De todo lo cual mana la alegría y la paz: “Estad siempre alegres en el Señor; os lo repito, estad alegres. Que vuestra clemencia sea conocida de todos los hombres. El Señor está cerca. No os inquietéis por cosa alguna; antes bien, en toda ocasión, presentad a Dios vuestras peticiones, mediante la oración y la súplica, acompañadas de acción de gracias. Y la paz de Dios, que supera toda inteligencia custodiará vuestros corazones y vuestras mentes en Cristo Jesús” (Flp 4,4-7).
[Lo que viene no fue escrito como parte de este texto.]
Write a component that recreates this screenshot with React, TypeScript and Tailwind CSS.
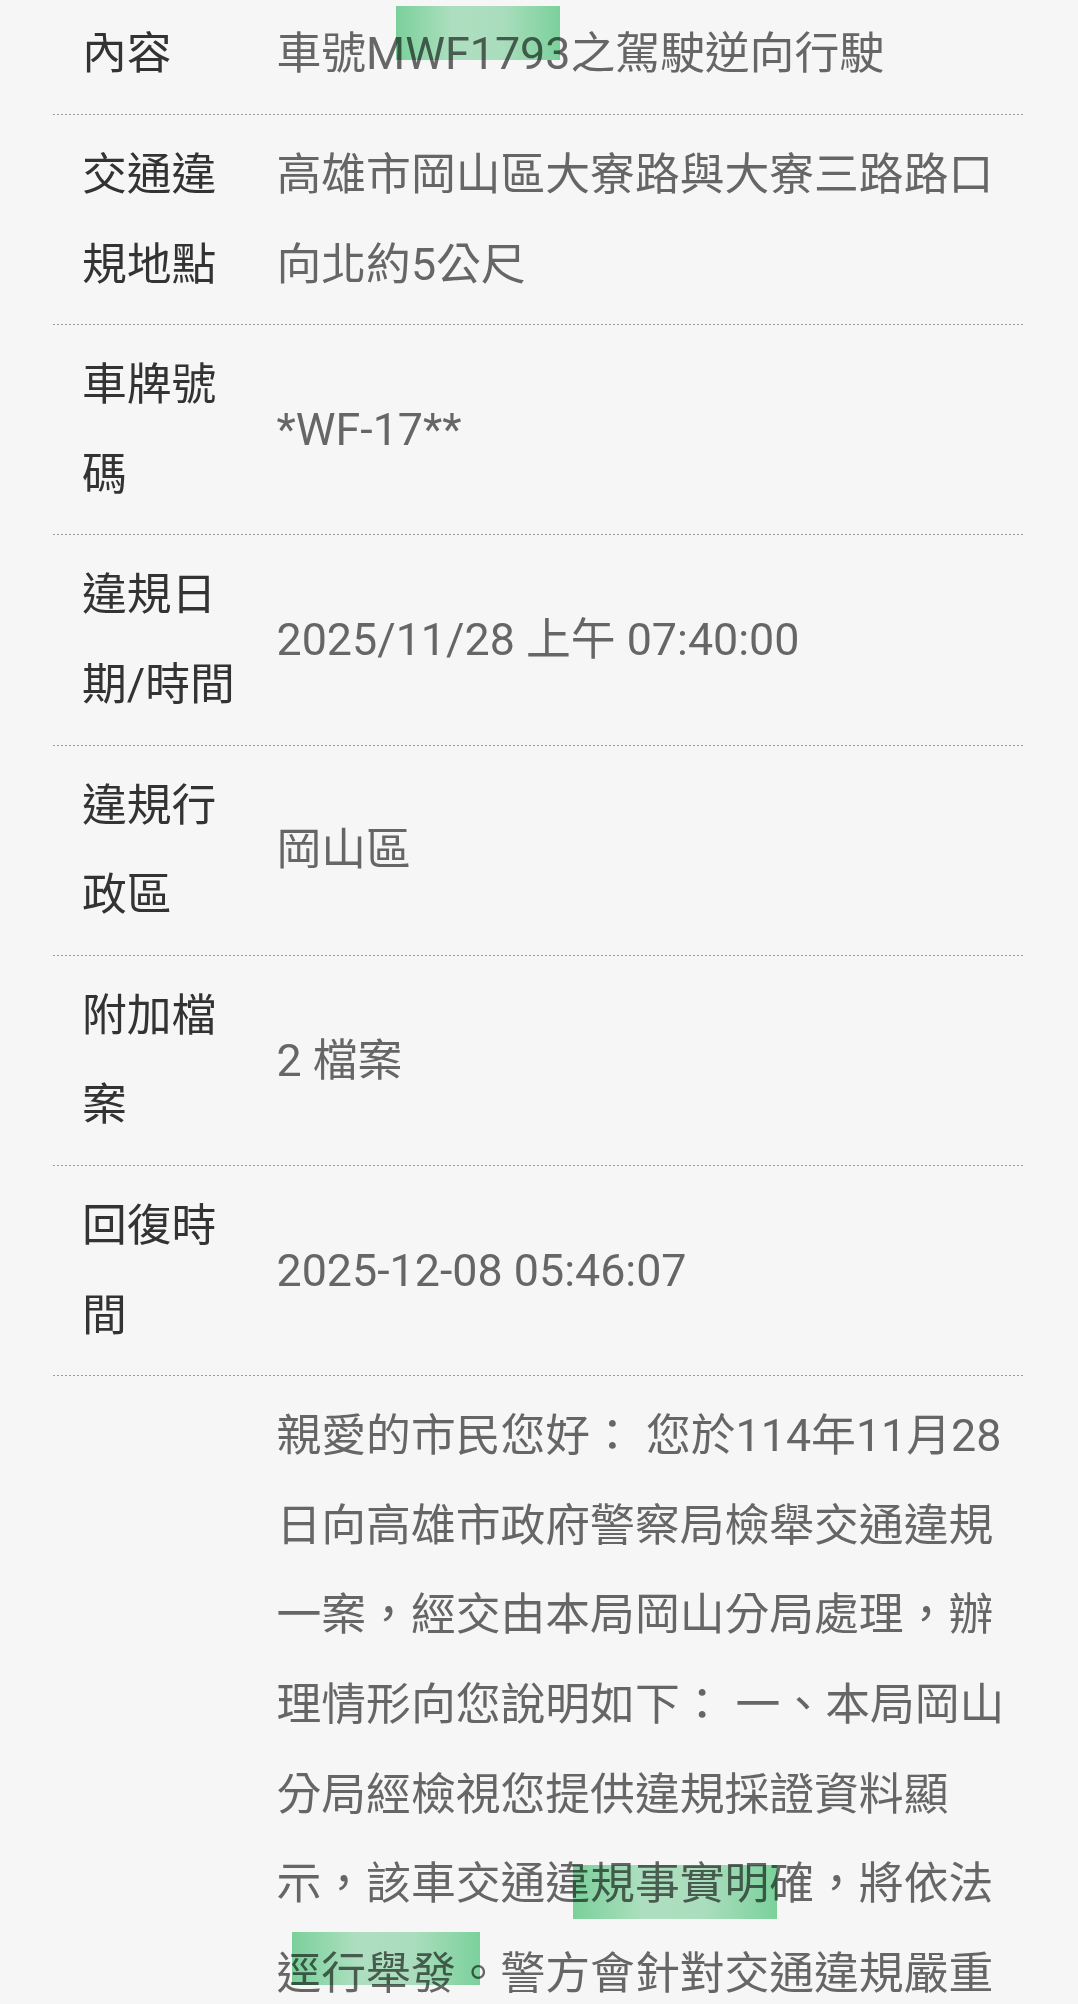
const rows: [string, string][] = [
  ['內容', '車號MWF1793之駕駛逆向行駛'],
  ['交通違規地點', '高雄市岡山區大寮路與大寮三路路口向北約5公尺'],
  ['車牌號碼', '*WF-17**'],
  ['違規日期/時間', '2025/11/28 上午 07:40:00'],
  ['違規行政區', '岡山區'],
  ['附加檔案', '2 檔案'],
  ['回復時間', '2025-12-08 05:46:07'],
]

const reply =
  '親愛的市民您好： 您於114年11月28日向高雄市政府警察局檢舉交通違規一案，經交由本局岡山分局處理，辦理情形向您說明如下： 一、本局岡山分局經檢視您提供違規採證資料顯示，該車交通違規事實明確，將依法逕行舉發。警方會針對交通違規嚴重路段加強執法，以維護用路人安全。 二、感謝您的檢舉與對交通安全的關心。'

function Highlight({ className }: { className: string }) {
  return (
    <div
      className={`pointer-events-none absolute bg-[linear-gradient(to_right,#7fd8a0,#b4e7c7_35%,#b0e5c4_65%,#80d9a1)] mix-blend-multiply ${className}`}
    />
  )
}

function Divider() {
  return <div className="h-px bg-[linear-gradient(to_right,#9c9c9c_50%,transparent_50%)] bg-[length:4px_1px] bg-repeat-x" />
}

export default function App() {
  return (
    <div className="relative min-h-screen overflow-hidden bg-[#f6f6f6] font-[Roboto,'Noto_Sans_CJK_TC',sans-serif] text-[44.8px] leading-[89.6px]">
      <div className="mx-[53px] mt-[-5.6px]">
        {rows.map(([label, value]) => (
          <div key={label}>
            <div className="grid grid-cols-[223.5px_1fr] items-center py-[15px]">
              <div className="pl-[29px] pr-[29.5px] text-[#333]">{label}</div>
              <div className="pr-[14px] text-[#666]">{value}</div>
            </div>
            <Divider />
          </div>
        ))}
        <div className="grid grid-cols-[223.5px_1fr] items-start py-[15px]">
          <div />
          <div className="pr-[14px] text-[#666]">{reply}</div>
        </div>
      </div>

      <Highlight className="left-[396px] top-[6px] h-[54px] w-[164px]" />
      <Highlight className="left-[573px] top-[1865px] h-[54px] w-[204px]" />
      <Highlight className="left-[292px] top-[1932px] h-[53px] w-[188px]" />
    </div>
  )
}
Y también la capacidad de esperar con paciencia, de poseer una “imposible serenidad” con la que afrontamos la situación de estar esperando un bien inmenso, la realización del deseo de nuestro corazón que, humanamente hablando es imposible, pero que nosotros lo esperamos porque Dios nos lo ha prometido, y de vivir todo esto con una gran paz, sin impaciencias. La verdadera esperanza está ahí, en esta experiencia de una espera desmesurada, nunca cumplida y que, sin embargo, va siendo vivida en esta “imposible serenidad”. Esta experiencia es el inicio de la vida eterna, pues ella misma es el signo de que algo nuevo ha sido introducido en la historia humana, algo que hace posible que el hombre aspire al infinito sin despreciar el presente, sin volverse violento para conseguir el futuro y sin desesperarse o caer en el escepticismo.